Journalist Natasha Lunn was almost 30 when she realized that there was no map for understanding love. While she was used to watching friends fall in and out of love, the older she got the more she had to acknowledge: her friends' relationship struggles could no longer be chalked up to youth, and the more she learned about her parents, grandparents, work colleagues, and mentors the clearer it became that age had not brought any of them any closer to understanding this elusive, transformative, consuming emotion. One night during the months she found this realization settling over her, she sat up in bed and jotted three words in a notebook: conversations on love. In that moment, Lunn understood that she didn't want advice about love, she wasn't looking for the answers, or evergreen wisdom but she craved candid, wide-ranging, sometimes uncomfortable conversations about the parts of love that often don't make it into our everyday discussions of marriage, sibling relationships, friendships, or mother/daughter bonds.
Whatever stage you’re at, from adolescent heartache to parenthood or bereavement, this deep dive into the human heart will expand and enrich your perspective on love ... In recent years we’ve seen an explosion of content exploring relationships and sex ... If you’re wondering whether Lunn can bring anything new to the table, the answer is a resounding yes. Balanced, hopeful and uplifting, Conversations on Love is full of tiny eureka moments. Perhaps there could have been a more thorough look at the institution of marriage and the evolution of family structures, but this is quibbling. Celebrating love’s glorious variety, Lunn reminds us of our responsibility to pay attention, to actively engage and show up in our relationships, for 'life is not one love story, but many'.
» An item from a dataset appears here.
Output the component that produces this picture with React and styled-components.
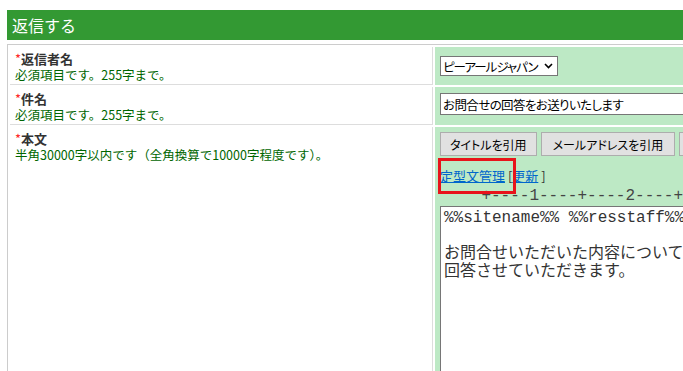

Like all good first-person writing, Lunn’s dilemmas strike a fairly universal note that will resonate with many readers ... While in part Conversations in Love feels like an extensively researched self-help book on how to understand and navigate love, it will also act as a sort of comfort blanket for anyone (all of us?) who have felt exposed, or in some way lacking, in our romantic encounters. The it’s-not-just-me factor of a memoir ... The interview with Roxane Gay on redefining romance is one of the most compelling in the book, not surprisingly, given Gay’s talents as a writer ...Given the impressive breadth of the interviews, Lunn is well placed to draw some interesting conclusions on our behaviour in and around love ... [Lunn] writes movingly ... Part guidebook, part memoir, this moving and informative collection that will bring readers – in or out of love – a sense of comfort.
Many of the interviews here reflect on themes pertinent to the moment: the unbearable uncertainty of love, the psychology of being alone ... [Lunn] intersperses her dialogues with her own thoughtful (if rather repetitive) commentary on how love has evolved in her life ... Lunn also casts her gaze beyond Eros to explore the complexities of friendships, sibling rivalries, parenting anxieties and filial frustrations ... One of the most insightful interviews is with the psychotherapist Philippa Perry on finding the 'right' person ... These testimonies become a call to connect more imaginatively, expansively and courageously ... Lunn is a diligent, purposeful guide to this most ineffable of subjects ... However, Conversations on Love is a curiously incomplete account because the author neglects to interview more than a handful of men ... It is frustrating that the discussions are so heteronormative too. There’s only one account of a homosexual relationship ... There are no gay men — or anyone admitting to anything faintly illicit, let alone dark or devouring. It’s all a bit frictionless and polite ... Perhaps the problem is that Lunn has only spoken to well-known (and apparently well-adjusted) people. It’s a cute marketing hook — but big names rarely lead to the best stories.